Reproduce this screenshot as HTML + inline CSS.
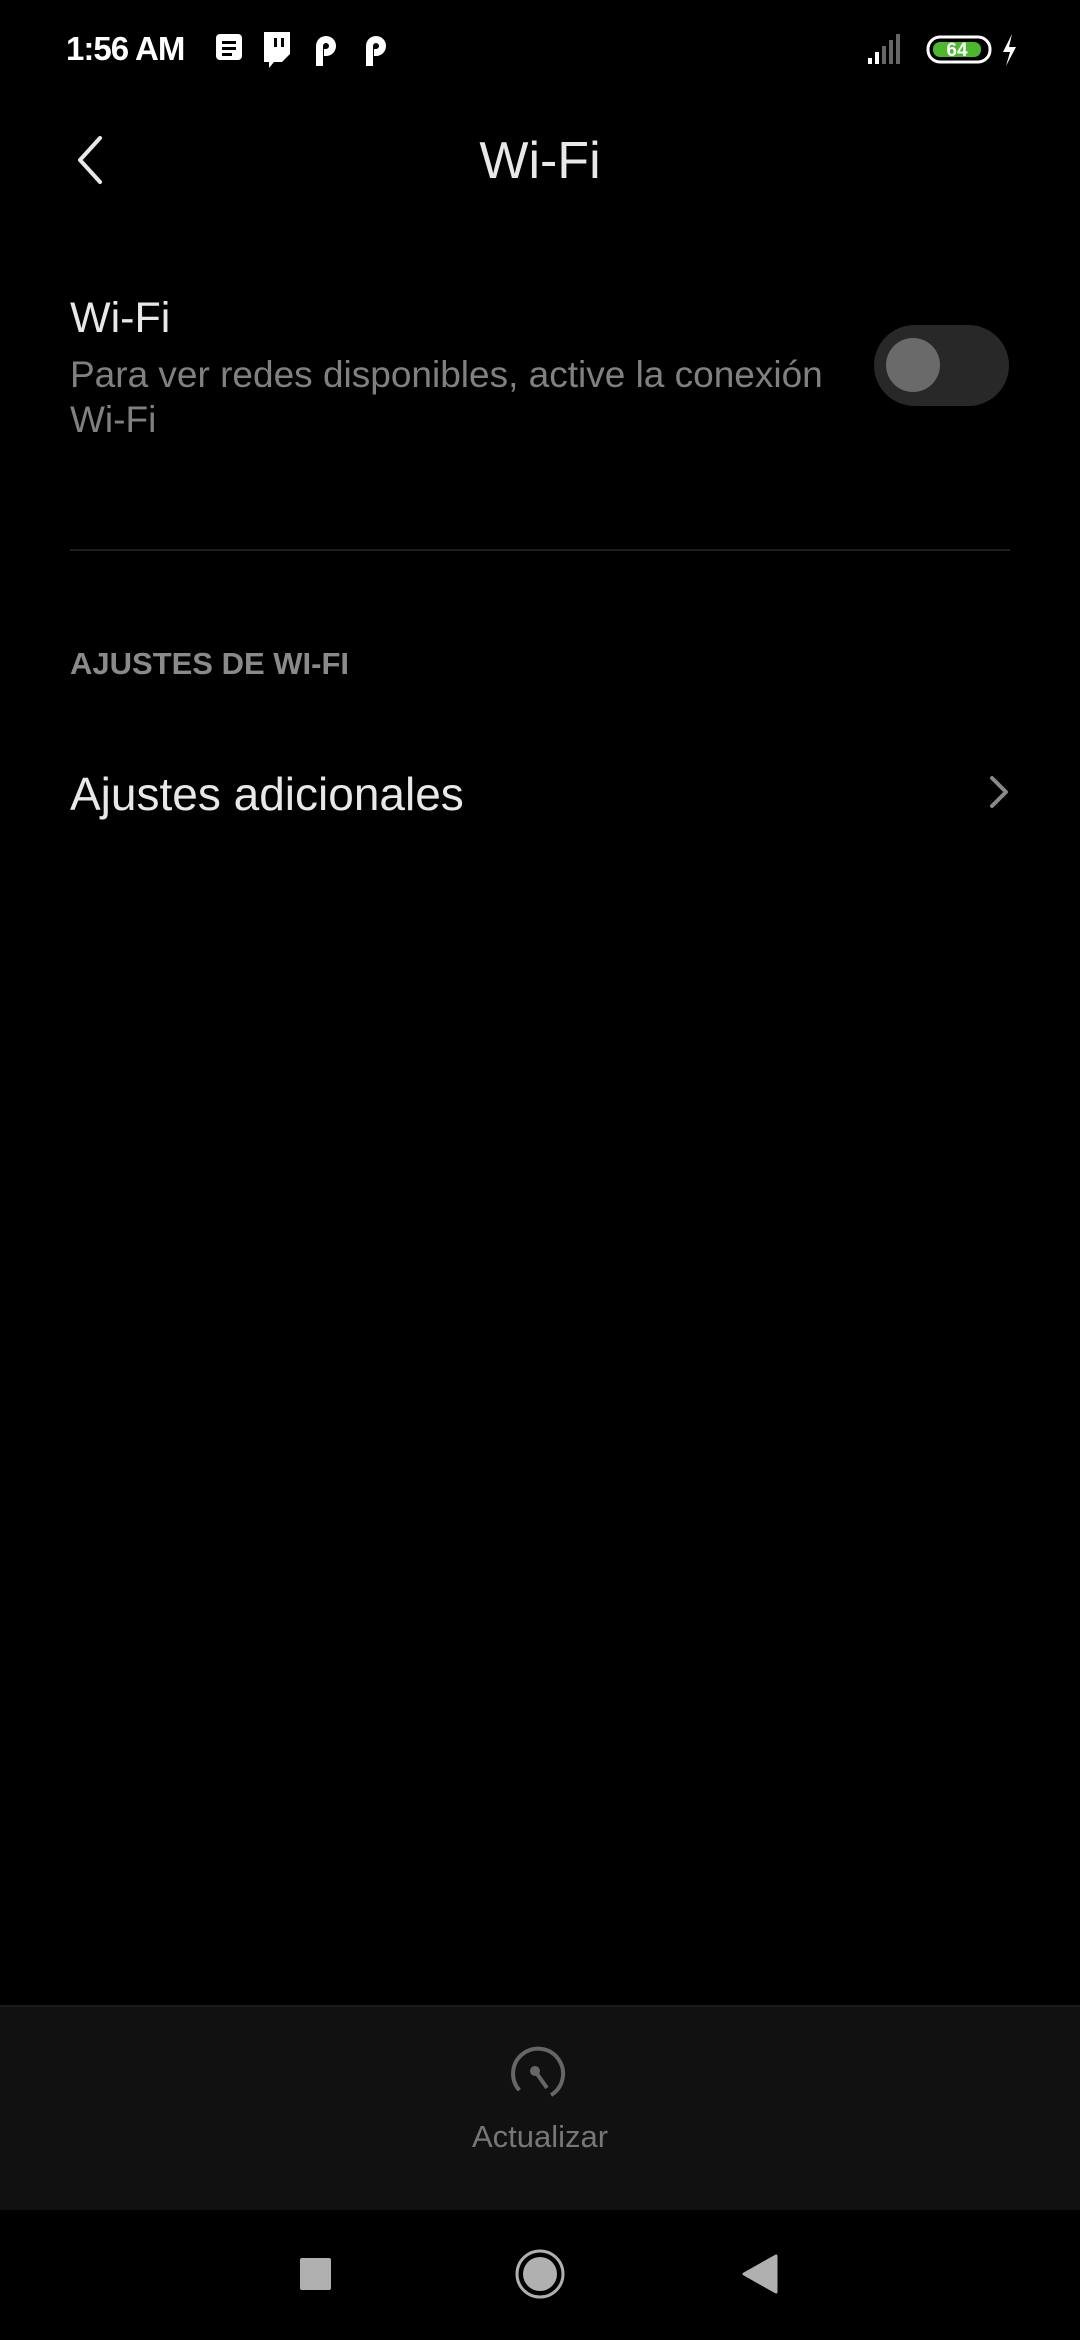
<!DOCTYPE html>
<html><head><meta charset="utf-8"><style>
body{margin:0;width:1080px;height:2340px;background:#000;position:relative;overflow:hidden;font-family:"Liberation Sans",sans-serif;}
.a{position:absolute;white-space:nowrap;}
</style></head><body>
<div class="a" style="left:66px;top:30px;font-size:33px;color:#fff;font-weight:bold;letter-spacing:-1px">1:56 AM</div>
<svg class="a" style="left:214px;top:30px" width="180" height="40" viewBox="0 0 180 40">
<rect x="2" y="4" width="26" height="26" rx="4" fill="#fff"/><rect x="8" y="11" width="14" height="3" fill="#000"/><rect x="8" y="17" width="14" height="3" fill="#000"/><rect x="8" y="23" width="10" height="3" fill="#000"/>
<path d="M50 2h26v22l-8 8h-8l-5 6v-6h-5z" fill="#fff"/><rect x="60" y="8" width="3" height="9" fill="#000"/><rect x="67" y="8" width="3" height="9" fill="#000"/>
<path d="M102 36V16a10 10 0 1 1 10 10h-2v-7h2a3 3 0 1 0-3-3v20z" fill="#fff"/>
<path d="M152 36V16a10 10 0 1 1 10 10h-2v-7h2a3 3 0 1 0-3-3v20z" fill="#fff"/>
</svg>
<svg class="a" style="left:866px;top:30px" width="160" height="40" viewBox="0 0 160 40">
<rect x="2" y="28" width="4" height="6" fill="#fff"/><rect x="9" y="22" width="4" height="12" fill="#fff"/><rect x="16" y="16" width="4" height="18" fill="#666"/><rect x="23" y="10" width="4" height="24" fill="#666"/><rect x="30" y="4" width="4" height="30" fill="#666"/>
<rect x="62" y="7" width="62" height="25" rx="12" fill="none" stroke="#fff" stroke-width="3"/>
<rect x="67" y="12" width="48" height="15" rx="7" fill="#4cb82e"/>
<text x="91" y="26" font-size="19" font-weight="bold" fill="#fff" text-anchor="middle" font-family="Liberation Sans">64</text>
<path d="M146 4l-9 18h7l-4 14 10-19h-7z" fill="#fff"/>
</svg>
<svg class="a" style="left:70px;top:134px" width="40" height="52"><path d="M30 4L10 26l20 22" fill="none" stroke="#e8e8e8" stroke-width="4" stroke-linecap="round" stroke-linejoin="round"/></svg>
<div class="a" style="left:0;width:1080px;text-align:center;top:131px;font-size:52px;color:#e8e8e8">Wi-Fi</div>
<div class="a" style="left:70px;top:294px;font-size:43px;color:#e8e8e8">Wi-Fi</div>
<div class="a" style="left:70px;top:352px;font-size:37px;color:#808080;line-height:45px">Para ver redes disponibles, active la conexión<br>Wi-Fi</div>
<div class="a" style="left:874px;top:325px;width:135px;height:81px;border-radius:41px;background:#282828"></div>
<div class="a" style="left:886px;top:338px;width:54px;height:54px;border-radius:50%;background:#6a6a6a"></div>
<div class="a" style="left:70px;top:549px;width:940px;height:2px;background:#1e1e1e"></div>
<div class="a" style="left:70px;top:646px;font-size:31px;color:#8a8a8a;font-weight:bold">AJUSTES DE WI-FI</div>
<div class="a" style="left:70px;top:767px;font-size:46px;color:#e8e8e8">Ajustes adicionales</div>
<svg class="a" style="left:984px;top:772px" width="30" height="40"><path d="M8 6l14 14-14 14" fill="none" stroke="#888" stroke-width="4" stroke-linecap="round" stroke-linejoin="round"/></svg>
<div class="a" style="left:0;top:2005px;width:1080px;height:203px;background:#111;border-top:2px solid #1a1a1a"></div>
<svg class="a" style="left:510px;top:2046px" width="60" height="60" viewBox="0 0 60 60"><path d="M32 55A25 25 0 1 1 52 30" fill="none" stroke="#666" stroke-width="4" transform="rotate(60 30 30)"/><circle cx="25" cy="25" r="5" fill="#666"/><path d="M25 25l12 17" stroke="#666" stroke-width="4"/></svg>
<div class="a" style="left:0;width:1080px;text-align:center;top:2119px;font-size:31px;color:#777">Actualizar</div>
<div class="a" style="left:300px;top:2258px;width:31px;height:32px;border-radius:2px;background:#b0b0b0"></div>
<svg class="a" style="left:512px;top:2246px" width="56" height="56"><circle cx="28" cy="28" r="23" fill="none" stroke="#b0b0b0" stroke-width="3"/><circle cx="28" cy="28" r="17" fill="#b0b0b0"/></svg>
<svg class="a" style="left:740px;top:2254px" width="40" height="40"><path d="M36 2v36L4 20z" fill="#b0b0b0" stroke="#b0b0b0" stroke-linejoin="round" stroke-width="3"/></svg>
</body></html>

+ + + +

# Work to complete
Go through the material above and print all of it exactly, except the pictures.

# Completed exercise
Reproduce this screenshot as HTML + inline CSS.
<!DOCTYPE html>
<html><head><meta charset="utf-8"><style>
body{margin:0;width:1080px;height:2340px;background:#000;position:relative;overflow:hidden;font-family:"Liberation Sans",sans-serif;}
.a{position:absolute;white-space:nowrap;}
</style></head><body>
<div class="a" style="left:66px;top:30px;font-size:33px;color:#fff;font-weight:bold;letter-spacing:-1px">1:56 AM</div>
<svg class="a" style="left:214px;top:30px" width="180" height="40" viewBox="0 0 180 40">
<rect x="2" y="4" width="26" height="26" rx="4" fill="#fff"/><rect x="8" y="11" width="14" height="3" fill="#000"/><rect x="8" y="17" width="14" height="3" fill="#000"/><rect x="8" y="23" width="10" height="3" fill="#000"/>
<path d="M50 2h26v22l-8 8h-8l-5 6v-6h-5z" fill="#fff"/><rect x="60" y="8" width="3" height="9" fill="#000"/><rect x="67" y="8" width="3" height="9" fill="#000"/>
<path d="M102 36V16a10 10 0 1 1 10 10h-2v-7h2a3 3 0 1 0-3-3v20z" fill="#fff"/>
<path d="M152 36V16a10 10 0 1 1 10 10h-2v-7h2a3 3 0 1 0-3-3v20z" fill="#fff"/>
</svg>
<svg class="a" style="left:866px;top:30px" width="160" height="40" viewBox="0 0 160 40">
<rect x="2" y="28" width="4" height="6" fill="#fff"/><rect x="9" y="22" width="4" height="12" fill="#fff"/><rect x="16" y="16" width="4" height="18" fill="#666"/><rect x="23" y="10" width="4" height="24" fill="#666"/><rect x="30" y="4" width="4" height="30" fill="#666"/>
<rect x="62" y="7" width="62" height="25" rx="12" fill="none" stroke="#fff" stroke-width="3"/>
<rect x="67" y="12" width="48" height="15" rx="7" fill="#4cb82e"/>
<text x="91" y="26" font-size="19" font-weight="bold" fill="#fff" text-anchor="middle" font-family="Liberation Sans">64</text>
<path d="M146 4l-9 18h7l-4 14 10-19h-7z" fill="#fff"/>
</svg>
<svg class="a" style="left:70px;top:134px" width="40" height="52"><path d="M30 4L10 26l20 22" fill="none" stroke="#e8e8e8" stroke-width="4" stroke-linecap="round" stroke-linejoin="round"/></svg>
<div class="a" style="left:0;width:1080px;text-align:center;top:131px;font-size:52px;color:#e8e8e8">Wi-Fi</div>
<div class="a" style="left:70px;top:294px;font-size:43px;color:#e8e8e8">Wi-Fi</div>
<div class="a" style="left:70px;top:352px;font-size:37px;color:#808080;line-height:45px">Para ver redes disponibles, active la conexión<br>Wi-Fi</div>
<div class="a" style="left:874px;top:325px;width:135px;height:81px;border-radius:41px;background:#282828"></div>
<div class="a" style="left:886px;top:338px;width:54px;height:54px;border-radius:50%;background:#6a6a6a"></div>
<div class="a" style="left:70px;top:549px;width:940px;height:2px;background:#1e1e1e"></div>
<div class="a" style="left:70px;top:646px;font-size:31px;color:#8a8a8a;font-weight:bold">AJUSTES DE WI-FI</div>
<div class="a" style="left:70px;top:767px;font-size:46px;color:#e8e8e8">Ajustes adicionales</div>
<svg class="a" style="left:984px;top:772px" width="30" height="40"><path d="M8 6l14 14-14 14" fill="none" stroke="#888" stroke-width="4" stroke-linecap="round" stroke-linejoin="round"/></svg>
<div class="a" style="left:0;top:2005px;width:1080px;height:203px;background:#111;border-top:2px solid #1a1a1a"></div>
<svg class="a" style="left:510px;top:2046px" width="60" height="60" viewBox="0 0 60 60"><path d="M32 55A25 25 0 1 1 52 30" fill="none" stroke="#666" stroke-width="4" transform="rotate(60 30 30)"/><circle cx="25" cy="25" r="5" fill="#666"/><path d="M25 25l12 17" stroke="#666" stroke-width="4"/></svg>
<div class="a" style="left:0;width:1080px;text-align:center;top:2119px;font-size:31px;color:#777">Actualizar</div>
<div class="a" style="left:300px;top:2258px;width:31px;height:32px;border-radius:2px;background:#b0b0b0"></div>
<svg class="a" style="left:512px;top:2246px" width="56" height="56"><circle cx="28" cy="28" r="23" fill="none" stroke="#b0b0b0" stroke-width="3"/><circle cx="28" cy="28" r="17" fill="#b0b0b0"/></svg>
<svg class="a" style="left:740px;top:2254px" width="40" height="40"><path d="M36 2v36L4 20z" fill="#b0b0b0" stroke="#b0b0b0" stroke-linejoin="round" stroke-width="3"/></svg>
</body></html>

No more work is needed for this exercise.